Na maior parte dos momentos os interesses da Campanha Nacional estiveram em lado opostos aos defendidos pelo governo, tornando esta rede uma espécie de contraponto, credenciando a mesma como principal interlocutora dos movimentos sociais. Tal capacidade foi reconhecida pelos relatores da matéria na Câmara e no Senado. Foi de iniciativa desta rede de entidades um conjunto bem variado de emendas que foram incorporadas ao texto final, com destaque para a aprovação de 10% do PIB para a educação pública, a implementação do CAQ com auxílio da União e as referências explícitas a participação pública nas metas 11 e 12.

O debate sobre o percentual do PIB foi efetivamente polarizado por esta rede. A nota técnica que foi lançada em 2011, as audiências públicas que participou e a capacidade de aglutinar entidades acadêmicas em torno de suas proposições são provas desta incidência.
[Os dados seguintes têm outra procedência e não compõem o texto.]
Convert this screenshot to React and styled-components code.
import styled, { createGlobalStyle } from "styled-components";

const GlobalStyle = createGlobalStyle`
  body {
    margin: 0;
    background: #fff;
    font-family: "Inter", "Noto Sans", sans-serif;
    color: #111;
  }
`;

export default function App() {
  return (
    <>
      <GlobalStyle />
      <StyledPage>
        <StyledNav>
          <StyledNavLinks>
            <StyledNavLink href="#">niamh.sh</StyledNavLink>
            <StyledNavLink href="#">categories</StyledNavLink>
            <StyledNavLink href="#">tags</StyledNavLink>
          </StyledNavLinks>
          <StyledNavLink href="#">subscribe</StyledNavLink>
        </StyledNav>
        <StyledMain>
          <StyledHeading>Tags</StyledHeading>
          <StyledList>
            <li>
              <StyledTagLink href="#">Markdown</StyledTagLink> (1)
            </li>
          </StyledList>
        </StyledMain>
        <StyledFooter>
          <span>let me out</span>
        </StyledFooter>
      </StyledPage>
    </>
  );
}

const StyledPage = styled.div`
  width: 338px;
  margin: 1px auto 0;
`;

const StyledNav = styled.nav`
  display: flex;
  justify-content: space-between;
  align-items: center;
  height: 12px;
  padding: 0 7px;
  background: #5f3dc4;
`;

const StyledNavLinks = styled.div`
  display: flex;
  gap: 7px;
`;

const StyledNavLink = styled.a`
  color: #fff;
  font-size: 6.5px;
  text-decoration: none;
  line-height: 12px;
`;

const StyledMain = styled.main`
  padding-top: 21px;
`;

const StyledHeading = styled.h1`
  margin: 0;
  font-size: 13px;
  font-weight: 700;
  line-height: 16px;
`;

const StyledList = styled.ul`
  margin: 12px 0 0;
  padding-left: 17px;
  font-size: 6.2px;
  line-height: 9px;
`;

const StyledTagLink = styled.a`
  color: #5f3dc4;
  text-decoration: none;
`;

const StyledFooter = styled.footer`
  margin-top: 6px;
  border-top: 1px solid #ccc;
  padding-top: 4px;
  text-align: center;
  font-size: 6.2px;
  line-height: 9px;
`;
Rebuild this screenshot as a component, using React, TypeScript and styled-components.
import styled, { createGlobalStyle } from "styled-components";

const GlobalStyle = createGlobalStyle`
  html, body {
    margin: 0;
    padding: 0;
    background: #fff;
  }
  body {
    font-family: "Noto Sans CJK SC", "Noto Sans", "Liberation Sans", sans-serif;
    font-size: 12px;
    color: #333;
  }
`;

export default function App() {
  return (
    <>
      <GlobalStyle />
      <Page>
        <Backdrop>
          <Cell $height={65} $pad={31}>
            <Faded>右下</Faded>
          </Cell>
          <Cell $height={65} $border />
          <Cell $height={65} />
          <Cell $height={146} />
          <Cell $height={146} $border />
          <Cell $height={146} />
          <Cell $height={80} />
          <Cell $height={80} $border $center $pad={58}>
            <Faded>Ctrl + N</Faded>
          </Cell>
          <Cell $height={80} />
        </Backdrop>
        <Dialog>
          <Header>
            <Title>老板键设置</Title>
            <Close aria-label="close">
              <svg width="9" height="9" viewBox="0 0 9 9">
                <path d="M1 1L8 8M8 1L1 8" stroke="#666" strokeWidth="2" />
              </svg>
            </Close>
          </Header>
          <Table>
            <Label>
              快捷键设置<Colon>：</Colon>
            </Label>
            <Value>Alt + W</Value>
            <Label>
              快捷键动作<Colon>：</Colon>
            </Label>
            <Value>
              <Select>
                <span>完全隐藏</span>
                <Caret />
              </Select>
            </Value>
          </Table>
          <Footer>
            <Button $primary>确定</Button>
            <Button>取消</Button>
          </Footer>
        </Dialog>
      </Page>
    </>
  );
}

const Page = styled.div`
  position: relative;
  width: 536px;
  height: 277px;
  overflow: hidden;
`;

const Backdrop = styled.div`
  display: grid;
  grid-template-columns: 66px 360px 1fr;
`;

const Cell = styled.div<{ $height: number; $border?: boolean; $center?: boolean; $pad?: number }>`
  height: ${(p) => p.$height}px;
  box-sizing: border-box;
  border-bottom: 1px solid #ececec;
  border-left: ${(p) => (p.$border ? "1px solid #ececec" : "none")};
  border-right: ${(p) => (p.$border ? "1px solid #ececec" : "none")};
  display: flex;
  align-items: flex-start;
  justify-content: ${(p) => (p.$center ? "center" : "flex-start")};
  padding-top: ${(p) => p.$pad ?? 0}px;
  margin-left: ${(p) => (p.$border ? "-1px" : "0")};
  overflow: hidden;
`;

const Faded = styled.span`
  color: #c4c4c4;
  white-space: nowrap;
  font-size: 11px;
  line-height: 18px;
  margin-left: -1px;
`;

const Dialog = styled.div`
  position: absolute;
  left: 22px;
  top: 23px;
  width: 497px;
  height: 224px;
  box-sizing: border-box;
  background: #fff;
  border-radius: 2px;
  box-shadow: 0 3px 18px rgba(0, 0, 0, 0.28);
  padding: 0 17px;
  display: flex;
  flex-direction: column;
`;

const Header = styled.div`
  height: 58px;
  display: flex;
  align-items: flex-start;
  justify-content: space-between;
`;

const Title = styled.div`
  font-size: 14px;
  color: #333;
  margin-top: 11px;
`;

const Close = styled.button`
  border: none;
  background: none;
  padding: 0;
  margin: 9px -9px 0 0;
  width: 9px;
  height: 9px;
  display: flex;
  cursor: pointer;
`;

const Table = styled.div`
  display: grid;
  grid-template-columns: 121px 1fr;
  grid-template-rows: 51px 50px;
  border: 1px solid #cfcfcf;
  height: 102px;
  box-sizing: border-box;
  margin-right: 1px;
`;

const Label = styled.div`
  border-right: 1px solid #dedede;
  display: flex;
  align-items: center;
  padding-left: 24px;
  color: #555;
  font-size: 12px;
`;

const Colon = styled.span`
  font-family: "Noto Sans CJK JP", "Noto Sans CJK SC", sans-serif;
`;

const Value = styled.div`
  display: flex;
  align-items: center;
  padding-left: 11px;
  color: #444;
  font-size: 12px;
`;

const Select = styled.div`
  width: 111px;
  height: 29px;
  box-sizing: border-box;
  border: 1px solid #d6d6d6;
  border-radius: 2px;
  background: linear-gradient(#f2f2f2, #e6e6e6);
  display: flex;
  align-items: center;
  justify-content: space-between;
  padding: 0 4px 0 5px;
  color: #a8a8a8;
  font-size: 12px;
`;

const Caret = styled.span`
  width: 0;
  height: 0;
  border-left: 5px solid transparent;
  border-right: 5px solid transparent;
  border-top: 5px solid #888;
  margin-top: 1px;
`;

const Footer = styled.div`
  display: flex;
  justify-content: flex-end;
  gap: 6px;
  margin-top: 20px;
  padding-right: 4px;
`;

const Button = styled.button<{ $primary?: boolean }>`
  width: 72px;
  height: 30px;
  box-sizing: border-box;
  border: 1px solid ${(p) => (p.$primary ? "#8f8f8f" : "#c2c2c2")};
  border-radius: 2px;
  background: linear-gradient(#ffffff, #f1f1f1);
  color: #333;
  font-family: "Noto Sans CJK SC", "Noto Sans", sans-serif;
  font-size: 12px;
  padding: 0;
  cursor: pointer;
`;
O Movimento Todos pela Educação também trabalhou para ter incidência na tramitação. Tiveram a vantagem de haver similaridades entre suas proposições e as ideias dominantes no governo, especialmente as que diziam respeito a dar primazia no texto a avaliação em larga escala de desempenho com medida de qualidade e o aprofundamento de “parcerias” entre o setor público e privado na prestação dos serviços educacionais. Assim, é difícil saber o quanto estas propostas prevaleceram devido a sua articulação ou devido ao peso institucional e político do governo sobre os parlamentares. Em vários momentos a sua pauta conseguia transitar entre a base governista e a base parlamentar da oposição conservadora. Apesar destas características não é possível afirmar que o texto sofreu forte influência de sua atuação sobre os parlamentares, estando muito distante do que o jornalista Nassif afirmou recentemente.
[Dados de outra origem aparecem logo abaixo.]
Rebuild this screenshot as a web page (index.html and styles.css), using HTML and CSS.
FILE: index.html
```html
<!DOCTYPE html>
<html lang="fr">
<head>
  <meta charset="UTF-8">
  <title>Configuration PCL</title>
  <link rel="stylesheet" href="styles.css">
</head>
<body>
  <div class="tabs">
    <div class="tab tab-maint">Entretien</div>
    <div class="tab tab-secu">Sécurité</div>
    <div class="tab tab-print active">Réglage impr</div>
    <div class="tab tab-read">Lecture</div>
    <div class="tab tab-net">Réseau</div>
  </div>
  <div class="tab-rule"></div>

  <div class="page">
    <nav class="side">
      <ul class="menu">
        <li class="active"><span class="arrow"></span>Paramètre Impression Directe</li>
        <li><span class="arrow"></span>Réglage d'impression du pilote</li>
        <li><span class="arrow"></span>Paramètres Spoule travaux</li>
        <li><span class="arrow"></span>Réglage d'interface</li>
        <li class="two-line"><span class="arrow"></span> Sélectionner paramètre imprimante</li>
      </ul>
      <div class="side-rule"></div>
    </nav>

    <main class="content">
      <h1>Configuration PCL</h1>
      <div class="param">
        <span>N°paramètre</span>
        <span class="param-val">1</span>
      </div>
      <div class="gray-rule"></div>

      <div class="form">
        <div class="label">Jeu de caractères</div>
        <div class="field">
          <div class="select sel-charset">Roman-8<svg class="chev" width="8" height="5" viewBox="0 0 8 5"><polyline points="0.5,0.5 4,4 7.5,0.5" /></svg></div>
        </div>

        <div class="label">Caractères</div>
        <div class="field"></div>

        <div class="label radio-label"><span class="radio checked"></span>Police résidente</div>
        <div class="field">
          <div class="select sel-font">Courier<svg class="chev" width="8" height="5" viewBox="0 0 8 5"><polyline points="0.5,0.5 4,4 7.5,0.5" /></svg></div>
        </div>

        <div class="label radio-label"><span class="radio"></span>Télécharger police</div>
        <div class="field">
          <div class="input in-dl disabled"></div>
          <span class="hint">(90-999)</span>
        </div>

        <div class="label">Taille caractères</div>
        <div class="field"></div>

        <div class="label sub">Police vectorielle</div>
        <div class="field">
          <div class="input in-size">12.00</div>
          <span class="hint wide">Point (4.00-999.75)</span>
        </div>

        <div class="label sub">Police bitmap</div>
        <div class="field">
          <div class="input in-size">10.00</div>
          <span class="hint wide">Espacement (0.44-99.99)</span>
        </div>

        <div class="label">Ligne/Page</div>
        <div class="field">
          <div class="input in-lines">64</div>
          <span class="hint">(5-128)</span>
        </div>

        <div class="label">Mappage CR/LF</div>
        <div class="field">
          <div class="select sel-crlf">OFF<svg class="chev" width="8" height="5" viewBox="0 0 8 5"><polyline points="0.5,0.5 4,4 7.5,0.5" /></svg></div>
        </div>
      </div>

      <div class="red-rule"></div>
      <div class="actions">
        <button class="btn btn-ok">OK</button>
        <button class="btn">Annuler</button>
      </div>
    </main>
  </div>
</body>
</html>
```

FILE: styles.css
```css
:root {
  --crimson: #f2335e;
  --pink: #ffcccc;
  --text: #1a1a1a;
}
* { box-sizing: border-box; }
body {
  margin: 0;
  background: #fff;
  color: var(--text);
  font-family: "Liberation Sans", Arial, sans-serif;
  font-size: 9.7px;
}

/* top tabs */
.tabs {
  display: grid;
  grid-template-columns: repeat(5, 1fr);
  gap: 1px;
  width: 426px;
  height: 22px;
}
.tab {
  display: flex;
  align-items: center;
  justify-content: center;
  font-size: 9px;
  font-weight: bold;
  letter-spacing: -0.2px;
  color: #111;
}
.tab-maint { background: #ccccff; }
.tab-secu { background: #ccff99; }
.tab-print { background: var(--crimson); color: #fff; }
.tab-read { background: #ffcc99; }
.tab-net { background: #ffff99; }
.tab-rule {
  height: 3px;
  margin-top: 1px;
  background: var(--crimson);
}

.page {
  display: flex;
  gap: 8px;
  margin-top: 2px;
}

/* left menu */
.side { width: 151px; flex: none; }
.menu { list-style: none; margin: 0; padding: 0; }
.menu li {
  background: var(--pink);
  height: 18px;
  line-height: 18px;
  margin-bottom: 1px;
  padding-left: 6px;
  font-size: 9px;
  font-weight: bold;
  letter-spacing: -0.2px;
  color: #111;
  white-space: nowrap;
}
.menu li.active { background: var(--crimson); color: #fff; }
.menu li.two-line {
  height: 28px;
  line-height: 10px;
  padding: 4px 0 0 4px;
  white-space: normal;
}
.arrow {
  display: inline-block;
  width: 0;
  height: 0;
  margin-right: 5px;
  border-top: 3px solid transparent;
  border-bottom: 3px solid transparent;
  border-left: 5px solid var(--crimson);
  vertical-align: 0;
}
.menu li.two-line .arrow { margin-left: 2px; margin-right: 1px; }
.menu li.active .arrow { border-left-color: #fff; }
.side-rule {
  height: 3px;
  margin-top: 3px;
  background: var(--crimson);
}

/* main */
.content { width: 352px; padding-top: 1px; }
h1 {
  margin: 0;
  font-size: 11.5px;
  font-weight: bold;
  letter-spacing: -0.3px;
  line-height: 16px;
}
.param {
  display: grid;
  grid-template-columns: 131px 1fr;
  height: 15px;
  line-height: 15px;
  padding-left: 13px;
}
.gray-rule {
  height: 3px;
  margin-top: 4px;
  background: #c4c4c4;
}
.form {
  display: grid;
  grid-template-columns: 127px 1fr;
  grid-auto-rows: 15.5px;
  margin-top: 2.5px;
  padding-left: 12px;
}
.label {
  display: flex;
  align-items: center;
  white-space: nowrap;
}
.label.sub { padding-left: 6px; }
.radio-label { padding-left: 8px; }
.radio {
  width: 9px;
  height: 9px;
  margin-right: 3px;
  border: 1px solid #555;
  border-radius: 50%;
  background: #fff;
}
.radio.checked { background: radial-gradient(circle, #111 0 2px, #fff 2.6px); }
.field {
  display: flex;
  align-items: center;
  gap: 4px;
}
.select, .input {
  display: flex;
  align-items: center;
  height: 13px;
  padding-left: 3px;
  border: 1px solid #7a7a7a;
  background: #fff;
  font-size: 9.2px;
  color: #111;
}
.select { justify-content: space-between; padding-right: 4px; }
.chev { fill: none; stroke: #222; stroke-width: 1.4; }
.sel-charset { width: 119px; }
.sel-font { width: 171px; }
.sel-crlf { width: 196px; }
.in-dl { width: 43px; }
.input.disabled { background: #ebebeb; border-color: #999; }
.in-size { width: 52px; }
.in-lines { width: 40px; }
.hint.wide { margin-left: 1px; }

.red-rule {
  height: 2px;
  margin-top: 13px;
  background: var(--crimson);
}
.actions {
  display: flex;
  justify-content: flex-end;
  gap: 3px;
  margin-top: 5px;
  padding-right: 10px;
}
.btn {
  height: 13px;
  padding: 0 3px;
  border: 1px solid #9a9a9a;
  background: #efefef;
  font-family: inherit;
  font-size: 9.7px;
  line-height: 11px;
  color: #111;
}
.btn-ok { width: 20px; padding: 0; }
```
Já o conjunto de entidades que trabalham com o atendimento de deficientes mostrou, mesmo que não de forma unificada, uma forte capacidade de influenciar os parlamentares na pauta especifica que os mobiliza, ou seja, no embate entre atendimento inclusivo ou exclusivo. Esta capacidade de influenciar fica evidente nas emendas formuladas e na polarização que conseguiram promover acerca da redação da Meta 4. Apesar desta força, nos demais pontos do PNE este agrupamento não teve incidência relevante.

O quarto grupo, que se formou no início da tramitação em torno da bandeira dos 10% do PIB e que promoveu um plebiscito sobre o tema, em que pese abraçar uma das principais bandeiras em debate, teve fraca incidência no processo de tramitação. Certamente a resistência em apresentar emendas e a dificuldade de fazer ações conjuntas com outros grupos contribuiu para este isolamento.
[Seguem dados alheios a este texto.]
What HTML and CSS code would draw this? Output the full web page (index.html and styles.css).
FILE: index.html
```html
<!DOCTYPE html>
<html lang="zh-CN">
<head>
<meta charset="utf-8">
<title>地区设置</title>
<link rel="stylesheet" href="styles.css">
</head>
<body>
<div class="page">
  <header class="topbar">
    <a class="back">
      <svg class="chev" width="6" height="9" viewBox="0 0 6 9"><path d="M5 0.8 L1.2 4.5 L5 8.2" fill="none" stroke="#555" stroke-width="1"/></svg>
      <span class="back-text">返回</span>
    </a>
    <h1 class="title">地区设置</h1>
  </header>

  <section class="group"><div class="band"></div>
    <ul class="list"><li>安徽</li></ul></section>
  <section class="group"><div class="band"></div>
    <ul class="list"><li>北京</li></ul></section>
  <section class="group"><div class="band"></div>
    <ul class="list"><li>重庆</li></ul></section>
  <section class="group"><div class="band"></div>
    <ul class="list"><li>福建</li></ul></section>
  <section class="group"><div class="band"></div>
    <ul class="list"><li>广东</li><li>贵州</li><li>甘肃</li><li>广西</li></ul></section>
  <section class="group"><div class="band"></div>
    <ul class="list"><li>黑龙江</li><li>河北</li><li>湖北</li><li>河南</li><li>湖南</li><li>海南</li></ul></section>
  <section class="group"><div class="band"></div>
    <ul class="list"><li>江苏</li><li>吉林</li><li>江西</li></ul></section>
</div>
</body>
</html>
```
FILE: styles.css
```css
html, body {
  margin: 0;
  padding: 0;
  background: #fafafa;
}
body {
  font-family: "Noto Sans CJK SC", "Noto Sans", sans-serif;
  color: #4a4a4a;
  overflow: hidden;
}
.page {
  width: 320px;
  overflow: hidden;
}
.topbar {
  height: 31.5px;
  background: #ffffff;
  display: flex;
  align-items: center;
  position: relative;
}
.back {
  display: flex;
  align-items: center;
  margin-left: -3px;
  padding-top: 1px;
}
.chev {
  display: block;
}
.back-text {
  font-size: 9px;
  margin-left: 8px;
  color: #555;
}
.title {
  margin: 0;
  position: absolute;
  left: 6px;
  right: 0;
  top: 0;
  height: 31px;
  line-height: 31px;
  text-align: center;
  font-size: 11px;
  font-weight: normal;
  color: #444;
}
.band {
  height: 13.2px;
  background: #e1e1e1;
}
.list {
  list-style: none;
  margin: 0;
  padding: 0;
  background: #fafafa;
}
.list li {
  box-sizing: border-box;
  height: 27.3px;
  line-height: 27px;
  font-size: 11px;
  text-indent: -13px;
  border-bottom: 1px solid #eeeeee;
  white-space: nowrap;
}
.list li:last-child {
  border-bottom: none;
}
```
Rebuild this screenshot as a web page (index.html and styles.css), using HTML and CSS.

Além dos quatro grupos podemos afirmar também que entidades sindicais, como a CNTE e estudantis, como a UNE, tiveram também individualmente alguma incidência, especialmente nos temas afeitos às suas bases, mas seu papel foi mais relevante quando somaram esforços com articulações mais amplas. A batalha pelos 10% do PIB conseguiu unir amplos setores populares e estudantis, por exemplo.

Destaco que em vários momentos a representação institucional dos gestores estaduais e municipais se fez presente. A participação dos gestores municipais junto a Campanha tornou mais forte a incidência deste segmento. O CONSED ficou isolado no fogo cruzado entre governo federal e sociedade civil. Entretanto, a pauta especifica federativa poderia ter tido por parte das duas representações um peso proporcional a importância do tema.

Vale anotar que na reta final os setores fundamentalistas, que estiveram entrincheirados na Comissão de Direitos Humanos da Câmara se mobilizaram para retirar do texto qualquer referência ao debate de gênero, mas fora deste tema não tiveram incidência digna de nota.

A explicação de uma parte significativa do texto deve ser buscada na força (ou na fraqueza) da sociedade civil em influenciar os parlamentares e pressionar o governo. A força esteve presente nos momentos em que tal mobilização representou um contraponto progressista na redação contra posições conservadoras do governo ou junto com o governo batalhando contra retrocessos fundamentalistas. E a fraqueza se fez presente quando tais segmentos não conseguiram distinguir os alinhamentos políticos partidários de suas lideranças dos interesses concretos de suas bases.